ATLANTA – The Georgia Board of Regents has announced that a retired University of Georgia administrator is the lone finalist to become the new chancellor of the University System of Georgia.
State Rep. Hank Huckaby is a Georgia native who retired in 2006 as the senior vice president for finance and administration at UGA, where he oversaw the university’s $1 billion budget. In November, the regents launched a national search to replace Chancellor Erroll B. Davis, who retires June 30 after five years at the helm of the 300,000-student system.
By state law, the board must wait 14 days after naming finalists to officially vote on an appointment.
Board of Regents Chairman Willis Potts said Huckaby is the right man for the moment.
“This nation and this state are both suffering through some extremely difficult financial times, and the university system has been right in the middle of it,” Potts said in a telephone interview on Friday.
“As we were evaluating what we have to be able to do as a board in taking care of our institutions and students, obviously financial management rises to the top of the list right now. Our mission is teaching, research and service, but all of that has to be done in the context of available resources. Whomever we select as chancellor needs to clearly understand how this financial puzzle fits together and at the same time, understand higher education. That’s a tall order.”

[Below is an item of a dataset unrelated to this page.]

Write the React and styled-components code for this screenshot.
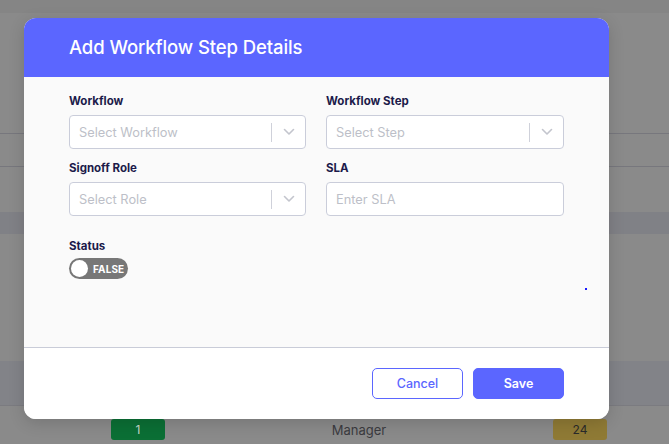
import React from "react";
import styled, { createGlobalStyle } from "styled-components";

const Global = createGlobalStyle`
  html, body { margin: 0; padding: 0; }
  body { font-family: Inter, "Noto Sans", sans-serif; background: #8a8a8a; }
  * { box-sizing: border-box; }
`;

const Page = styled.div`
  position: relative;
  width: 669px;
  height: 444px;
  overflow: hidden;
  background: #8a8a8a;
  display: flex;
  flex-direction: column;
`;

const Strip = styled.div`
  height: ${(p) => p.h}px;
  background: ${(p) => p.bg || "transparent"};
  border-bottom: ${(p) => (p.line ? `1px solid ${p.line}` : "none")};
  flex-shrink: 0;
`;

const BottomRow = styled.div`
  display: flex;
  align-items: flex-start;
  padding-left: 111px;
  height: 25px;
`;

const Badge = styled.div`
  width: 54px;
  height: 21px;
  border-radius: 3px;
  background: ${(p) => p.bg};
  color: ${(p) => p.fg};
  font-size: 12px;
  display: flex;
  align-items: center;
  justify-content: center;
`;

const CellText = styled.div`
  width: 388px;
  text-align: center;
  color: #3b3b40;
  font-size: 13px;
  padding-top: 3px;
`;

const Modal = styled.div`
  position: absolute;
  left: 24px;
  top: 18px;
  width: 585px;
  height: 401px;
  border-radius: 12px;
  overflow: hidden;
  background: #ffffff;
  display: flex;
  flex-direction: column;
  box-shadow: 0 4px 16px rgba(0, 0, 0, 0.15);
`;

const Header = styled.div`
  height: 59px;
  background: #5b66ff;
  display: flex;
  align-items: center;
  padding-left: 45px;
  padding-bottom: 2px;
`;

const Title = styled.h2`
  margin: 0;
  color: #ffffff;
  font-size: 18.5px;
  font-weight: 500;
  letter-spacing: -0.1px;
`;

const Body = styled.div`
  flex: 1;
  background: #fafafa;
  border-bottom: 1px solid #c9ccd8;
  padding: 18px 45px 0 45px;
  position: relative;
`;

const Grid = styled.div`
  display: grid;
  grid-template-columns: 237px 238px;
  column-gap: 20px;
  row-gap: 13px;
`;

const Field = styled.div`
  display: flex;
  flex-direction: column;
`;

const Label = styled.label`
  font-size: 11.5px;
  font-weight: 700;
  color: #1c1a4a;
  margin-bottom: 7px;
  line-height: 13px;
`;

const Box = styled.div`
  height: 34px;
  border: 1px solid #cacdda;
  border-radius: 4px;
  background: #ffffff;
  display: flex;
  align-items: center;
  padding-left: 9px;
`;

const Placeholder = styled.span`
  flex: 1;
  color: #bdbfc8;
  font-size: 12.8px;
`;

const Sep = styled.span`
  width: 1px;
  height: 19px;
  background: #cfd1da;
`;

const Chevron = styled.span`
  width: 33px;
  display: flex;
  justify-content: center;
  align-items: center;
  color: #c3c5cd;
`;

const StatusWrap = styled.div`
  margin-top: 24px;
  display: flex;
  flex-direction: column;
`;

const Toggle = styled.div`
  width: 59px;
  height: 21px;
  border-radius: 11px;
  background: #777777;
  display: flex;
  align-items: center;
  padding-left: 2px;
  gap: 5px;
  margin-top: -2px;
`;

const Knob = styled.span`
  width: 17px;
  height: 17px;
  border-radius: 50%;
  background: #ffffff;
`;

const ToggleText = styled.span`
  color: #ffffff;
  font-size: 10px;
  font-weight: 700;
  letter-spacing: 0.1px;
`;

const Dot = styled.span`
  position: absolute;
  left: 561px;
  top: 211px;
  width: 2px;
  height: 2px;
  background: #1a1aff;
`;

const Footer = styled.div`
  height: 71px;
  background: #ffffff;
  display: flex;
  justify-content: flex-end;
  align-items: flex-start;
  padding: 20px 45px 0 0;
  gap: 10px;
`;

const Button = styled.button`
  width: ${(p) => p.w}px;
  height: 31px;
  border-radius: 5px;
  font-family: inherit;
  font-size: 12.5px;
  font-weight: ${(p) => (p.primary ? 600 : 500)};
  border: 1px solid #5b66ff;
  background: ${(p) => (p.primary ? "#5b66ff" : "#ffffff")};
  color: ${(p) => (p.primary ? "#ffffff" : "#5b66ff")};
  padding: 0;
`;

const ChevronIcon = () => (
  <svg width="12" height="8" viewBox="0 0 12 8" fill="none">
    <path d="M1.5 1.5 L6 6 L10.5 1.5" stroke="currentColor" strokeWidth="1.6" strokeLinecap="round" strokeLinejoin="round" />
  </svg>
);

const Select = ({ placeholder }) => (
  <Box>
    <Placeholder>{placeholder}</Placeholder>
    <Sep />
    <Chevron>
      <ChevronIcon />
    </Chevron>
  </Box>
);

export default function App() {
  return (
    <>
      <Global />
      <Page>
        <Strip h={13} bg="#858585" />
        <Strip h={121} line="#77777d" />
        <Strip h={33} line="#77777d" />
        <Strip h={45} />
        <Strip h={22} bg="#808186" />
        <Strip h={127} />
        <Strip h={45} bg="#828388" line="#7b7b80" />
        <Strip h={13} />
        <BottomRow>
          <Badge bg="#0b6f35" fg="#c7d8cc">1</Badge>
          <CellText>Manager</CellText>
          <Badge bg="#8f7a35" fg="#2a2a2a">24</Badge>
        </BottomRow>

        <Modal>
          <Header>
            <Title>Add Workflow Step Details</Title>
          </Header>
          <Body>
            <Grid>
              <Field>
                <Label>Workflow</Label>
                <Select placeholder="Select Workflow" />
              </Field>
              <Field>
                <Label>Workflow Step</Label>
                <Select placeholder="Select Step" />
              </Field>
              <Field>
                <Label>Signoff Role</Label>
                <Select placeholder="Select Role" />
              </Field>
              <Field>
                <Label>SLA</Label>
                <Box>
                  <Placeholder>Enter SLA</Placeholder>
                </Box>
              </Field>
            </Grid>
            <StatusWrap>
              <Label>Status</Label>
              <Toggle>
                <Knob />
                <ToggleText>FALSE</ToggleText>
              </Toggle>
            </StatusWrap>
            <Dot />
          </Body>
          <Footer>
            <Button w={91}>Cancel</Button>
            <Button w={91} primary>Save</Button>
          </Footer>
        </Modal>
      </Page>
    </>
  );
}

The Watkinsville Republican would take over a 35-campus system grappling with several years of deep budget cuts that have led to layoffs and slashed programs.
Huckaby also served under two governors: as head of the state Office of Planning and Budget for former Gov. Zell Miller from 1991 to 1995 and as the chief financial officer for former Gov. Sonny Perdue’s transition team in 2002. He headed the Georgia Housing and Finance Authority from 1980 to 1991 and served as commissioner of the state Department of Community Affairs.
Huckaby was chosen after a national search to replace Davis, a retired utility chairman who has drawn fire from state lawmakers over how the university system has responded to potential budget cuts with what some have called scare tactics. One was to say he’d eliminate the 4-H program to cut costs. Another was saying that tuition would have to increase dramatically to make up for the lack of state funding.
Davis also was an outsider to Georgia and higher education. He was a businessman and former chairman of a multibillion-dollar utility who had never worked at a college. With Huckaby, the board gets a Georgia native who has worked in the university system and in state government for years. This year he served on both the House Higher Education Committee and the committee that oversees colleges’ budgets.
Huckaby also served as one of Gov. Nathan Deal’s floor leaders in the House. What’s more, he’s seen as a leader who can heal the strained relationship between state lawmakers and the university system.
Legislators criticized the system for steep tuition hikes that, in part, led to the lottery-funded HOPE scholarship program nearly going broke. Critics say the university system is slow to respond to budget cuts and quick to put more financial burden on students.